Key representatives of various international organizations are invited to certain G20 meetings where their advice is most useful. These meetings include:
• Meetings of Sherpas
• Finance Deputies, and
• Working Groups

The international organizations consist of the following:

The Financial Stability Board (FSB). The FSB was developed by the G20 leaders after the initial global financial crisis took place. They are responsible for coordinating the work associated with the international standard-setting bodies and the national financial authorities. The purpose is to both develop and promote financial related policies, impactful regulations, supervisory roles, and other financial related matters.
The International Labor Organization (ILO). The ILO is responsible for promoting the rights that should take place in the workplace. They are also responsible for encouraging adequate employment opportunities while increasing social protection. Additionally, they are responsible for strengthening the dialogue surrounding work-related issues.
The International Monetary Fund (IMF). The IMF is responsible for securing financial stability while fostering global monetary cooperation among nations. Their role also consists of facilitating international trade, promoting higher employment rates and sustaining economic growth. The IMF also develops ways to reduce world poverty.
The Organization for Economic Co-operation and Development (OECD). Since the OECD promotes policies known to improve both the economic and social well-being of individuals on a worldwide basis, their role is to work directly with governments to assist them better understand what drives environmental, social and economic change. They accomplish this by focusing on analyzing and comparing financial data that will help them better predict future trends.
The United Nations (UN). The UN is committed to global safety and thus promotes and develops policies to better maintain international security and peace. Their work also involves the development of friendly relationships between nations. This role is performed in conjunction with promoting better living standards, enhancing social progress, and improving human rights.
The World Bank. The World Bank has been known for its commitment to assisting developing nations on a worldwide basis. They are a vital and powerful source for providing technical and financial assistance to the countries across the globe that need it the most. The World Bank is not a typical bank. They offer an exceptionally unique partnership with the intent to assist the G20 with their efforts to reduce poverty while also supporting development efforts.
The World Trade Organization (WTO). The WTO works with the G20 to provide a forum designed specifically for monitoring and implementing agreements and providing a setting for negotiations. Their goal and responsibilities are to assist in reducing the obstacles associated with international trade. They also have a commitment to ensuring that each nation has a level playing field. The WTO also contributes to the overall economic growth and development of nations with the greatest needs.

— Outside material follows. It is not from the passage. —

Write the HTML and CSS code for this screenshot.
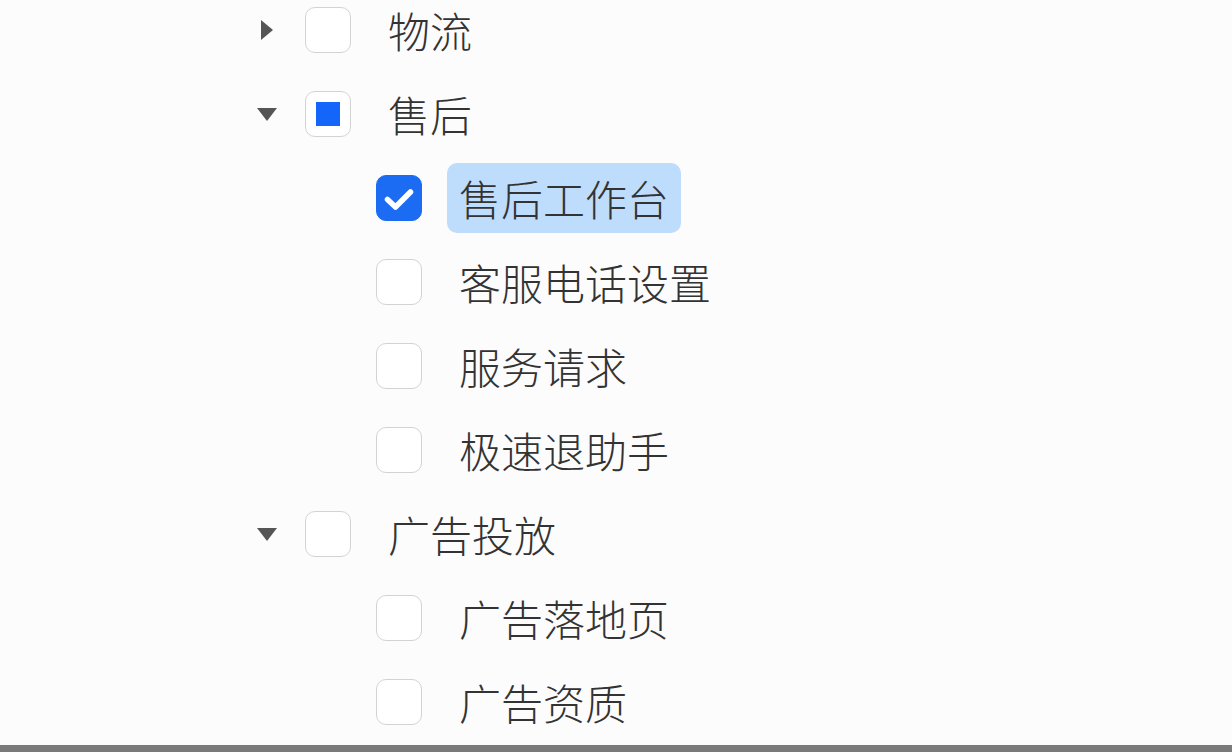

Additional Support from Non-Government Organizations

In addition to receiving support from government-based organizations, the G20 can also credit its success to other non-governmental organizations as well. They engage with organizations in various sectors on an on-going basis. These non-government sectors consist of the following:

• The Business Sector – (B20)
• Civil Society – (C20)
• Labor – (L20)
• Think Tanks – (T20)
• Youth – (Y20)

Together these groups hold major events throughout the year whereby their outcomes contribute to the efforts and deliberations of the global G20 leaders.

The Bottom Line

The summit lends itself to the development of both professional and personal relationships across multiple international borders that may not have been formed otherwise. These relationships have a significant impact on agreements that are made and the development of foreign policies. To that end, experts emphasize the substantial impact that personal relationship between global leaders has on policies. When these policies are put in place, they can last for decades according to experts. By the G20 summit bringing so many national leaders together, it provides the rare opportunity for them to form relationships that build and strengthen economic, social and human rights.